## INSTRUCTIONS TO FOLLOW
Images embedded in the records are excluded; print everything else exactly as given.

═════ DATA SHOWN

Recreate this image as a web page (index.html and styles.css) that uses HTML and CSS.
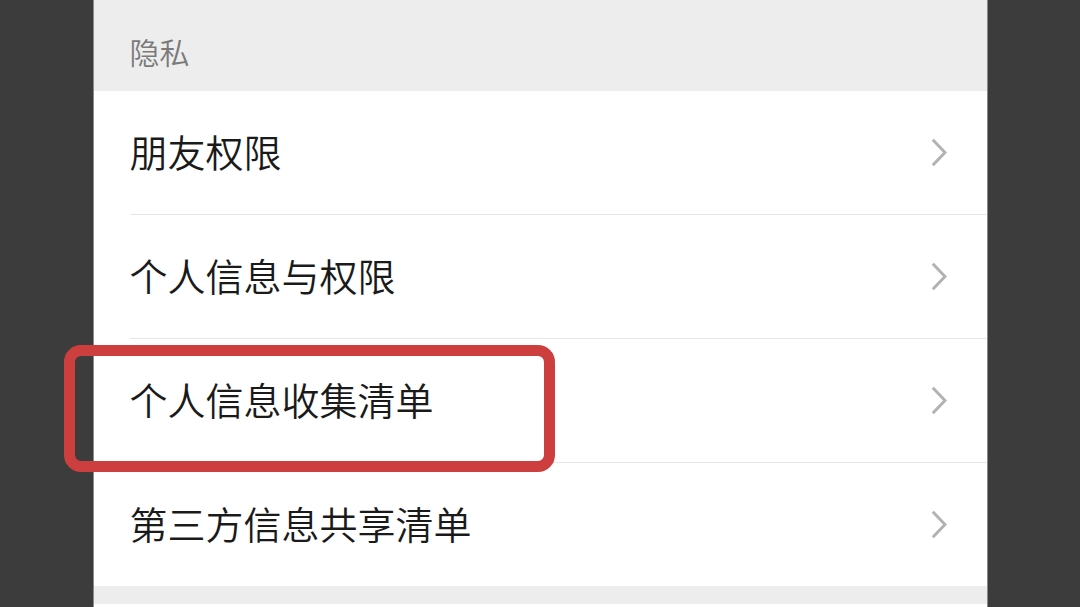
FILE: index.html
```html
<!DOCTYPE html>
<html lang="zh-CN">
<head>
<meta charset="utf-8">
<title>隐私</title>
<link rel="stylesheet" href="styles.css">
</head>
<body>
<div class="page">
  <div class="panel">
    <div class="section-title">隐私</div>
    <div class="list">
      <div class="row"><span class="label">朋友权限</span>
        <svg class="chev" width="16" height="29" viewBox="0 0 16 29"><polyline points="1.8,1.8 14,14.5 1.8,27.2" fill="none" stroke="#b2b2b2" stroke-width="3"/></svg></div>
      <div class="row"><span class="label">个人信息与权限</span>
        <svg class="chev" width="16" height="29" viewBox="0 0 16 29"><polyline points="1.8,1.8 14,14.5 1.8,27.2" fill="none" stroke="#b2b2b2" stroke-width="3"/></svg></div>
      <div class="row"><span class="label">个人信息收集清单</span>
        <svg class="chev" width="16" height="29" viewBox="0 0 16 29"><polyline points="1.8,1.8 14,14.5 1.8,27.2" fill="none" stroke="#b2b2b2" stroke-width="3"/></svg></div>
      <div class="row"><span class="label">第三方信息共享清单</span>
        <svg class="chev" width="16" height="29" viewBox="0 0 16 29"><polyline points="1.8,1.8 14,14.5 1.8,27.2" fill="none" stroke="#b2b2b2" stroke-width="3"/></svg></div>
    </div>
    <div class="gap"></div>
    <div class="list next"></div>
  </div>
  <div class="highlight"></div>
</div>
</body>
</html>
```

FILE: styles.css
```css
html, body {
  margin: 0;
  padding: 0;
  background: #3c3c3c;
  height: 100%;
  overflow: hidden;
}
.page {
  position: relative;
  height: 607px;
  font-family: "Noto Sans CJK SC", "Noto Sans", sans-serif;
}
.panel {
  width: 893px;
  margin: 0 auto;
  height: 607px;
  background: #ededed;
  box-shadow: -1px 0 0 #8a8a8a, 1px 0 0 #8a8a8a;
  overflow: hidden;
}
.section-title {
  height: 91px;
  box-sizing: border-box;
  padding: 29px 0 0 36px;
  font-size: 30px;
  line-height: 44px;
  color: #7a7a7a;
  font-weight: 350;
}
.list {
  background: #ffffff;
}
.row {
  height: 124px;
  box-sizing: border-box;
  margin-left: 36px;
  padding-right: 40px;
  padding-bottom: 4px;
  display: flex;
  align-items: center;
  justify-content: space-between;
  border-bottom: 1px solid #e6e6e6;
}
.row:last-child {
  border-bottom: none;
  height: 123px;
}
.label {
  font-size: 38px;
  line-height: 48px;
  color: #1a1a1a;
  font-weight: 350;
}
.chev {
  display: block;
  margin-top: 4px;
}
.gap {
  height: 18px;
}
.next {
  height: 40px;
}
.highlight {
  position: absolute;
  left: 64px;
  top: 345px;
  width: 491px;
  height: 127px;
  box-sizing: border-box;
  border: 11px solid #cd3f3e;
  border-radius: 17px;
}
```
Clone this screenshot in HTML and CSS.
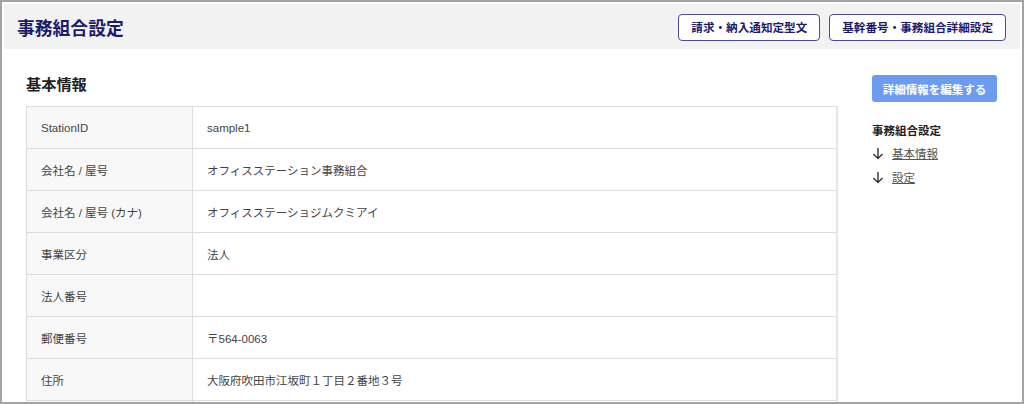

══════════

## OUTPUT
Recreate this image as a web page (index.html and styles.css) that uses HTML and CSS.
FILE: index.html
```html
<!DOCTYPE html>
<html lang="zh-CN">
<head>
<meta charset="utf-8">
<title>隐私</title>
<link rel="stylesheet" href="styles.css">
</head>
<body>
<div class="page">
  <div class="panel">
    <div class="section-title">隐私</div>
    <div class="list">
      <div class="row"><span class="label">朋友权限</span>
        <svg class="chev" width="16" height="29" viewBox="0 0 16 29"><polyline points="1.8,1.8 14,14.5 1.8,27.2" fill="none" stroke="#b2b2b2" stroke-width="3"/></svg></div>
      <div class="row"><span class="label">个人信息与权限</span>
        <svg class="chev" width="16" height="29" viewBox="0 0 16 29"><polyline points="1.8,1.8 14,14.5 1.8,27.2" fill="none" stroke="#b2b2b2" stroke-width="3"/></svg></div>
      <div class="row"><span class="label">个人信息收集清单</span>
        <svg class="chev" width="16" height="29" viewBox="0 0 16 29"><polyline points="1.8,1.8 14,14.5 1.8,27.2" fill="none" stroke="#b2b2b2" stroke-width="3"/></svg></div>
      <div class="row"><span class="label">第三方信息共享清单</span>
        <svg class="chev" width="16" height="29" viewBox="0 0 16 29"><polyline points="1.8,1.8 14,14.5 1.8,27.2" fill="none" stroke="#b2b2b2" stroke-width="3"/></svg></div>
    </div>
    <div class="gap"></div>
    <div class="list next"></div>
  </div>
  <div class="highlight"></div>
</div>
</body>
</html>
```

FILE: styles.css
```css
html, body {
  margin: 0;
  padding: 0;
  background: #3c3c3c;
  height: 100%;
  overflow: hidden;
}
.page {
  position: relative;
  height: 607px;
  font-family: "Noto Sans CJK SC", "Noto Sans", sans-serif;
}
.panel {
  width: 893px;
  margin: 0 auto;
  height: 607px;
  background: #ededed;
  box-shadow: -1px 0 0 #8a8a8a, 1px 0 0 #8a8a8a;
  overflow: hidden;
}
.section-title {
  height: 91px;
  box-sizing: border-box;
  padding: 29px 0 0 36px;
  font-size: 30px;
  line-height: 44px;
  color: #7a7a7a;
  font-weight: 350;
}
.list {
  background: #ffffff;
}
.row {
  height: 124px;
  box-sizing: border-box;
  margin-left: 36px;
  padding-right: 40px;
  padding-bottom: 4px;
  display: flex;
  align-items: center;
  justify-content: space-between;
  border-bottom: 1px solid #e6e6e6;
}
.row:last-child {
  border-bottom: none;
  height: 123px;
}
.label {
  font-size: 38px;
  line-height: 48px;
  color: #1a1a1a;
  font-weight: 350;
}
.chev {
  display: block;
  margin-top: 4px;
}
.gap {
  height: 18px;
}
.next {
  height: 40px;
}
.highlight {
  position: absolute;
  left: 64px;
  top: 345px;
  width: 491px;
  height: 127px;
  box-sizing: border-box;
  border: 11px solid #cd3f3e;
  border-radius: 17px;
}
```
Clone this screenshot in HTML and CSS.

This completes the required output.